• U.S.

The Press: Why Bertie!

2 minute read
TIME

The Gump family have been galumphing along in their daily comic strip for over 30 years. They first appeared in the Chicago Tribune. Chinless, blowhard Andy Gump, his long-suffering, last-wording wife Min, and their billionaire Uncle Bim became as familiar to millions of newspaper readers as the neighbors, and Andy’s anguished cry for help (“O, Mini”) was a byword of the ’30s. When a minor character called Mary Gold was heartlessly killed off (the first U.S. comic-strip figure to die), thousands of readers protested.

The Gumps were conceived, named (after a favorite family expression, “Don’t be a gump”) and lovingly nursed by the late Captain Joseph M. Patterson, publisher of the New York Daily News and president of the Tribune-News syndicate.

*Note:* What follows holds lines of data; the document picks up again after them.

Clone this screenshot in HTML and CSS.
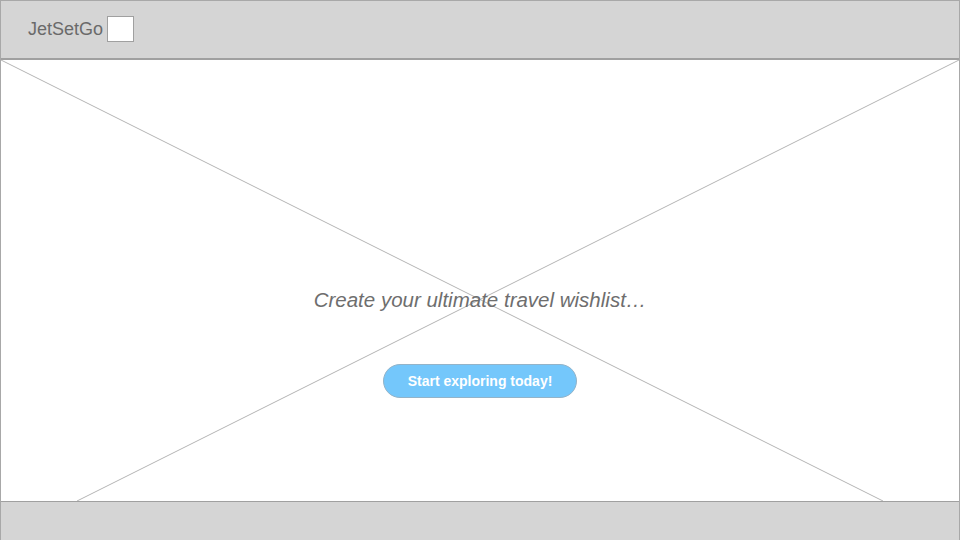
FILE: index.html
```html
<!DOCTYPE html>
<html>
<head>
<meta charset="utf-8">
<link rel="stylesheet" href="styles.css">
</head>
<body>
<div class="page">
  <header class="topbar">
    <span class="brand">JetSetGo</span>
    <span class="brand-box"></span>
  </header>
  <main class="hero">
    <svg class="hero-x" viewBox="0 0 958 441" preserveAspectRatio="none">
      <line x1="0" y1="0" x2="882" y2="441" stroke="#b4b4b4" stroke-width="1"/>
      <line x1="958" y1="0" x2="76" y2="441" stroke="#b4b4b4" stroke-width="1"/>
    </svg>
    <div class="hero-content">
      <p class="tagline">Create your ultimate travel wishlist…</p>
      <button class="cta">Start exploring today!</button>
    </div>
  </main>
  <footer class="bottombar"></footer>
</div>
</body>
</html>
```
FILE: styles.css
```css
html, body {
  margin: 0;
  padding: 0;
  background: #ffffff;
}
.page {
  width: 960px;
  height: 540px;
  box-sizing: border-box;
  border-left: 1px solid #a8a8a8;
  border-right: 1px solid #a8a8a8;
  display: flex;
  flex-direction: column;
  overflow: hidden;
  font-family: "Liberation Sans", Arial, sans-serif;
}
.topbar {
  height: 60px;
  box-sizing: border-box;
  background: #d5d5d5;
  border-top: 1px solid #a8a8a8;
  border-bottom: 2px solid #a0a0a0;
  display: flex;
  align-items: center;
  padding-left: 27px;
  gap: 4px;
  padding-bottom: 1px;
}
.brand {
  font-size: 18px;
  color: #6a6a6a;
}
.brand-box {
  width: 25px;
  height: 24px;
  background: #ffffff;
  border: 1px solid #a0a0a0;
}
.hero {
  flex: 1;
  display: grid;
  background: #ffffff;
}
.hero-x {
  grid-area: 1 / 1;
  width: 100%;
  height: 100%;
  display: block;
}
.hero-content {
  grid-area: 1 / 1;
  display: flex;
  flex-direction: column;
  align-items: center;
  padding-top: 228px;
}
.tagline {
  margin: 0;
  font-size: 20.5px;
  line-height: 24px;
  font-style: italic;
  color: #6e6e6e;
}
.cta {
  margin-top: 52px;
  width: 194px;
  height: 34px;
  box-sizing: border-box;
  border-radius: 17px;
  border: 1px solid #93b3c8;
  background: #74c7fb;
  color: #ffffff;
  font-family: "Liberation Sans", Arial, sans-serif;
  font-weight: bold;
  font-size: 14px;
  padding: 0;
}
.bottombar {
  height: 39px;
  box-sizing: border-box;
  background: #d5d5d5;
  border-top: 1px solid #a0a0a0;
}
```
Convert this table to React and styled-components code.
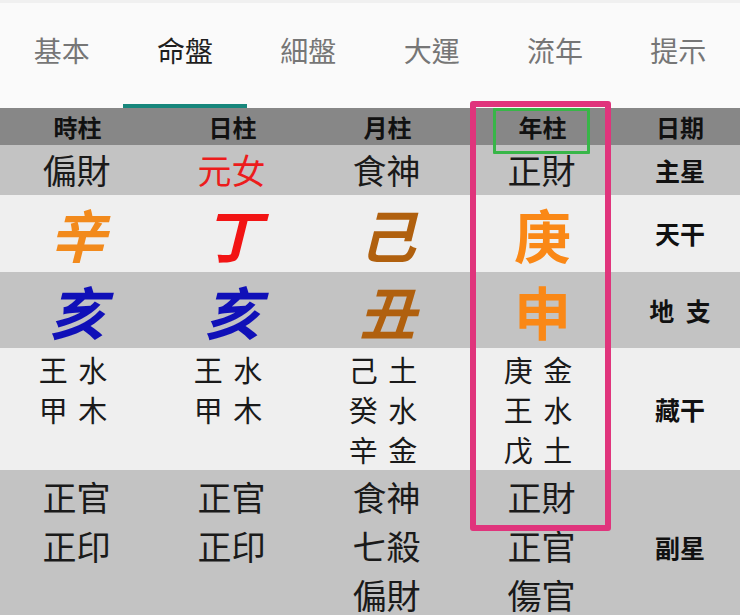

For turning out the immensely popular strip, the syndicate paid Cartoonist Sidney Smith a record $150,000 a year. The Gumps survived Smith’s death in 1935 (Cartoonist Gus Edson has drawn it ever since) and Patterson’s in 1946, but their following slipped and a number of newspapers dropped the strip.

Last month the Chicago Tribune evicted The Gumps from their original home. To replace them, Publisher Bertie McCormick, who mortally hates and fears the British, last week was running a comic strip from London’s Sunday Graphic. The newcomer: Artist William Timym’s Caesar, the wordless adventures of a dog of dubious paternity.